The long reply is boring, it's below if you care.
My only disagreement and point is: you have a big furball, everyone is pretty much in a tnb state, out-turning each other for the kills.
If you show up in a more E-oriented plane, you will have only that E to save you, and as soon as you've lost it, the more 'tnb' planes will eat you for lunch.
Either them, or the planes just arriving at the furball with the altitude and speed you've already spent.
BnZ egressing does not compute since it is not fun.
TnB in those conditions is cake for me, because it'll always be possible to survive (and live to kill), whereas being restricted to (for ex.) a Ta152 means killing to buy your survival.
Originally posted by Dead Man Flying
I'm not trying to "start the smack." If you've read any of my posts on this forum, you would know better. What I'm trying to do is create a realistic analysis of plane strengths and weaknesses. It seems natural for people who feel attached to a particular plane to talk up its weaknesses and talk down its strengths in order to create the perception that flying it well requires lots of "skill" or whatever. I've flown lots of planes over the years in Aces High, and while I would consider many of them very distinctive and different, I wouldn't call one substantially easier or harder.
right, just surprised you missed my point, sorry. I don't do that deceptive bragging either. I agree that no plane's "easier" or harder, but if the MA is almost always a certain type of dogfighting, it must favorise some more than others. And that because we aren't interested in bore+zoom.

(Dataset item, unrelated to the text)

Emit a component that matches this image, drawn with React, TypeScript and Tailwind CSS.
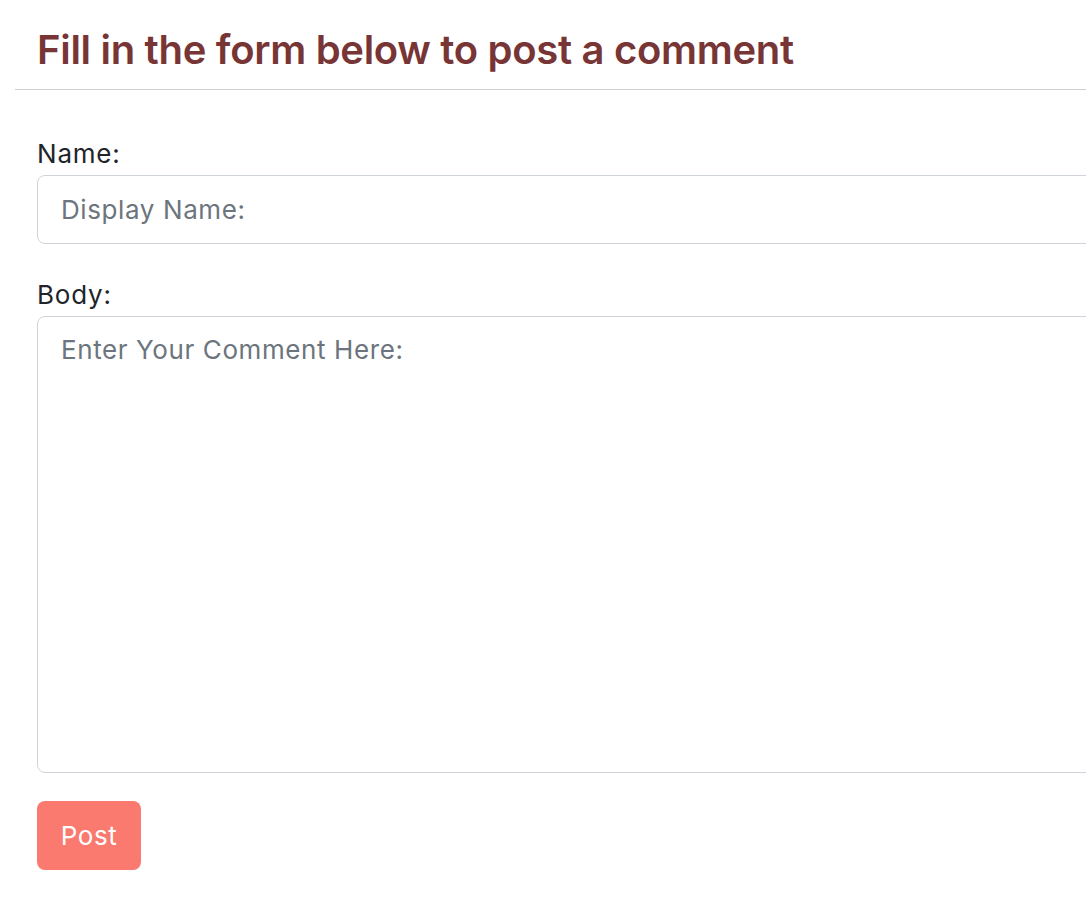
import React from "react";

export default function App() {
  return (
    <div className="w-screen min-h-screen overflow-hidden bg-white" style={{ fontFamily: "Inter, 'Liberation Sans', sans-serif" }}>
      <div className="pl-[15px]">
        <div className="border-b border-[#cfcfcf] pl-[22px] pt-[25px] pb-[14px]">
          <h2 className="text-[40px] leading-[50px] font-semibold text-[#773535] tracking-[-0.3px]">
            Fill in the form below to post a comment
          </h2>
        </div>
      </div>
      <form className="pl-[37px] pt-[49px]">
        <label className="block text-[26px] leading-[30px] tracking-[0.8px] text-[#212529] mb-[6px]">Name:</label>
        <input
          type="text"
          placeholder="Display Name:"
          className="block w-[1100px] h-[69px] border border-[#ced4da] rounded-[8px] px-[23px] text-[26px] tracking-[0.6px] text-[#212529] placeholder:text-[#6c757d] outline-none"
        />
        <label className="block text-[26px] leading-[30px] tracking-[0.8px] text-[#212529] mt-[36px] mb-[6px]">Body:</label>
        <textarea
          placeholder="Enter Your Comment Here:"
          className="block w-[1100px] h-[457px] border border-[#ced4da] rounded-[8px] px-[23px] pt-[14px] text-[26px] leading-[38px] tracking-[0.6px] text-[#212529] placeholder:text-[#6c757d] outline-none resize-none"
        />
        <button
          type="button"
          className="mt-[28px] w-[104px] h-[69px] rounded-[8px] bg-[#fa7a6f] text-white text-[26px] tracking-[0.6px]"
        >
          Post
        </button>
      </form>
    </div>
  );
}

Right, I know what you're saying. But even if the BnZer fails to obtain the kill in such a situation, he often has the option of bugging out before energy states completely equalize. It's ultimately up to the BnZer to dictate or not dictate the terms of the fight; the lower, slower plane must capitalize on mistakes and hope that the enemy messes up by becoming overly aggressive or not egressing when he had the chance.
Ok, that's true but that case isn't what I mean, I think Urchin and I are talking about sticking to it and killing as many as possible till you die, not rtb to land kills.
Like you say, BnZ depends on the target's mistake, and if the target makes no mistake, and BnZ-guy is not allowed to ignore any opportunity, neither is effectively controling the fight.
I was speaking more of co-alt, co-E situations in response to Urchin's original post. Let's face it, it pretty much sucks to be low and slow in anything against anything. Even an SBD can kill a low, slow 262 given the right circumstances. The target of BnZ requires the enemy to screw up in some way in order to achieve the kill.
Yes, but what I mean is if you put up a 1:1 (at least to begin with) of those 'bnz' and 'tnb' planes, the fast plane should move to his 'perch' to dictate the fight, like you say, since he can't compete on the knife fight, and that's why the co-E doesn't exist any longer than at merge.
Talk about starting the smack... you do realize that a Spit V won't really go past 280-300mph on the deck once parasitic drag kicks in? So you wouldn't have been able to create enough separation from the enemies coming into that fight even if you'd wished it... at least not before faster planes boxed you in.
Ok, the point was I was barely above useful maneuvering speed, might have been anything between 200 and 225 mph. I wasn't going anywhere (what I wanted was those planes dead too), point is I couldn't do anything that time, as opposed to every other one where I wasn't cornered so slow.
I fly the Spit V because I enjoy it. I probably have enough perk points to fly 262s for months on end, but I don't. Why? I don't enjoy flying them. Why do you fly one of the most underrated, well-armed, better-handling Luftwaffe planes of all?
Because, besides personal appeal, it's still a LW brick, and you can see how useful it is to be underrated and the cream of the LW crop if we'd duel, one in it and the other in a spitV...
I'm talking about a Main Arena environment. In other words, I'm discussing survivability as well as killing ability. In a pure dogfight against equal pilots where everyone turns as hard as possible, the Zekes will eat just about everything else for breakfast, lunch, and dinner. Turning is just one of many abilities, however, and it's far from the one that determines the greatest balance of survivability and killing power.
That's fair and I'd say the same thing if it were my point. What I mean to point out is that there is about the same amount of effort needed to out-tnb or out-bnz planes in a dogfight, but if you eliminate the option to egress (far or close) anytime you've lost your opportunity in a 'bnz', it's not such an easy way to survive and come out on top.
Same thing you might have said about having fun being your calculus. Winning every fight (or making a draw, in the worst case) is not so fun anymore, and (pardon my fat head) that's what flying Spits is to me.